Has the Education Safety Corps Law minimized cultism in secondary schools and how would you react to the issue of corporal punishment in schools?
Well, the measure of punishment that you will refer to as corporal punishment depends on certain things, but one thing we must all realise is that we cannot take away discipline in our system.
The manner it is being done is what we can look into. We are supposed to have a good education system in our primary and secondary school which is a foundation. In the universities, nobody cares; discipline is something we will not throw away.
But we must have a measure of what you can do to a child, the manner it is done. So, the person who is enforcing discipline must be disciplined enough to enforce discipline. I have had to suspend teachers for various reasons. I have suspended about three or four not because they are not disciplined but one or two issues.
As we speak, there is a particular school that I visited in Southern Ijaw Local Government Area, they have about 13 teachers, I met only four of them and immediately issued a query to them.

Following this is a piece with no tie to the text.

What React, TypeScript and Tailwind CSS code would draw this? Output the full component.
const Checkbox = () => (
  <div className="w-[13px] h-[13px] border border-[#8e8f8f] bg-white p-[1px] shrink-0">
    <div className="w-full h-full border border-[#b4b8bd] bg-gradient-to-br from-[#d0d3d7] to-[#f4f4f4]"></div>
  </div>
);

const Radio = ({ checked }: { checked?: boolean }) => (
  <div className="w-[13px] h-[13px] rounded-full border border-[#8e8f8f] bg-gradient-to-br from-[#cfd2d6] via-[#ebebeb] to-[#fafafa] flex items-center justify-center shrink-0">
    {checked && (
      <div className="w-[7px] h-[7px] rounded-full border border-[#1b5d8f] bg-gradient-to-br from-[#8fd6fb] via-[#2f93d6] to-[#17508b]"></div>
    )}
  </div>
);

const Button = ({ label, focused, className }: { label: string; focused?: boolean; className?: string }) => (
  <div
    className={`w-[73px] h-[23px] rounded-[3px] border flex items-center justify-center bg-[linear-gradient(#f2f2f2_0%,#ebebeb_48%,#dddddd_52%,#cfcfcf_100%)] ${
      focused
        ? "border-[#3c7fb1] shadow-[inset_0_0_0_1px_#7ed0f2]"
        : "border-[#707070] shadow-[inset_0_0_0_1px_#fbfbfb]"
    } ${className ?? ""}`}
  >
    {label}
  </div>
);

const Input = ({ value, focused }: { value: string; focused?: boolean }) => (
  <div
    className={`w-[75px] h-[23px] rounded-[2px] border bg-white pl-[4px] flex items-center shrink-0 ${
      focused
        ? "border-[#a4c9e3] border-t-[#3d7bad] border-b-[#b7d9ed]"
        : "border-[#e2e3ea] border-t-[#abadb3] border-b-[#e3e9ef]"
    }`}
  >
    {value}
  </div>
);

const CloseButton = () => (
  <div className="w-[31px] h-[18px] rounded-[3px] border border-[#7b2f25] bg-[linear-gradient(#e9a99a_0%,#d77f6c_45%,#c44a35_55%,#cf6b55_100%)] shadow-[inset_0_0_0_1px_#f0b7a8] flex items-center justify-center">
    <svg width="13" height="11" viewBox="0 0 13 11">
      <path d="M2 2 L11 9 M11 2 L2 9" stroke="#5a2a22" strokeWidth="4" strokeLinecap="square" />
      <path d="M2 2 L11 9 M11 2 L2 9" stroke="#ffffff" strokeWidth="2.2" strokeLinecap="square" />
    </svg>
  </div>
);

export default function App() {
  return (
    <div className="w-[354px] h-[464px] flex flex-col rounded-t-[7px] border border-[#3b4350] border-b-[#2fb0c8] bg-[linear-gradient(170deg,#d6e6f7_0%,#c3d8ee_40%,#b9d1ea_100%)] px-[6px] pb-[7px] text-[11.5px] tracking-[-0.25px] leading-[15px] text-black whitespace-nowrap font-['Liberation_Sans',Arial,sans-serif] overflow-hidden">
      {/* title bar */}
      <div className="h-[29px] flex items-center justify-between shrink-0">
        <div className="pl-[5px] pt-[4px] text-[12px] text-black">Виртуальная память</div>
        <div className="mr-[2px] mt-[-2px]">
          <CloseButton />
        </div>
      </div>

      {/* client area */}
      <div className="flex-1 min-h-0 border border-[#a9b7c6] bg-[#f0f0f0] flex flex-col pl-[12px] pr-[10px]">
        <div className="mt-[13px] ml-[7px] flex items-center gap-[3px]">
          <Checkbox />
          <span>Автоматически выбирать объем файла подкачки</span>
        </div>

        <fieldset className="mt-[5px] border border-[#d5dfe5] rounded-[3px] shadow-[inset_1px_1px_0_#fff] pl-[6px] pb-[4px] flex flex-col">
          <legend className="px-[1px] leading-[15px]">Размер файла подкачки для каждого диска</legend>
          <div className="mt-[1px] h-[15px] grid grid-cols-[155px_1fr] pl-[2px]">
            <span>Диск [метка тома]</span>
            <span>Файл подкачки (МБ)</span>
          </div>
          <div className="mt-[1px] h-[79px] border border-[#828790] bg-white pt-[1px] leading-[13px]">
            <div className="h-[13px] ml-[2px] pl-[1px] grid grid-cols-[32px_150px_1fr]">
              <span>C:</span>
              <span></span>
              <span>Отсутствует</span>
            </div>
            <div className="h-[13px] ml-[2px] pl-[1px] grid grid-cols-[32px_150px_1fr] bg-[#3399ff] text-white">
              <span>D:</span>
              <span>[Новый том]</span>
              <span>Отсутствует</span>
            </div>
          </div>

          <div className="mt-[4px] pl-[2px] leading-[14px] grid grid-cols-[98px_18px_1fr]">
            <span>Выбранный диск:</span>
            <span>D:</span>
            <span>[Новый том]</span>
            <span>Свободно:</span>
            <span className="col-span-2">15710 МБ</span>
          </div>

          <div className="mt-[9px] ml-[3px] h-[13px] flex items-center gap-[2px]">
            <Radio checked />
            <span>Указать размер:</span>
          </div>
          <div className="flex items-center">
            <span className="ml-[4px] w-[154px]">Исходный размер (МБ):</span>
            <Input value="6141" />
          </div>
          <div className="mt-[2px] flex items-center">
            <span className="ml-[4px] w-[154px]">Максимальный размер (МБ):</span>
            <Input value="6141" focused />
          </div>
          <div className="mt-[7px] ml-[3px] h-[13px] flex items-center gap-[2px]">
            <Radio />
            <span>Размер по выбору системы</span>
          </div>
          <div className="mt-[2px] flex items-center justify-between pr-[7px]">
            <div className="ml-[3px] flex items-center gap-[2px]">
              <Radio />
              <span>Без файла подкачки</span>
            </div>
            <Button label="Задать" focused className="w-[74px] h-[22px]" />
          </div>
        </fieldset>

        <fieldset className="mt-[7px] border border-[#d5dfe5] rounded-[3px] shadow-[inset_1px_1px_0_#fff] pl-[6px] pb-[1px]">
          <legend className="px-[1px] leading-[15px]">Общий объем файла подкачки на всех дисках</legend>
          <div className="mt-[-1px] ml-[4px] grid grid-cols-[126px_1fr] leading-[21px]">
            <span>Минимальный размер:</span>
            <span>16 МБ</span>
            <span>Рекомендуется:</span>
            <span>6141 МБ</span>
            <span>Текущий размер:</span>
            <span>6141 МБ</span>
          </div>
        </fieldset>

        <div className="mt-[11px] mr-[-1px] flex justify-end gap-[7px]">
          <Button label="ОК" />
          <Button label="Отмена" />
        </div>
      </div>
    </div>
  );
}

What are you doing about mushroom private schools in the state?
More than half of the private schools in the state are not measuring up to standard. As a government, we have gone round the private schools, investigated them and compiled the list of all unqualified private schools in the state.
In no distant time, about 250 private primary and secondary schools in the state will be closed down for not measuring up to standard.
The affected private schools would be made public to enable the people of Bayelsa to take precautionary measures. Most of those schools would be denied accreditation/approval to take WAEC and other national examinations done in the state.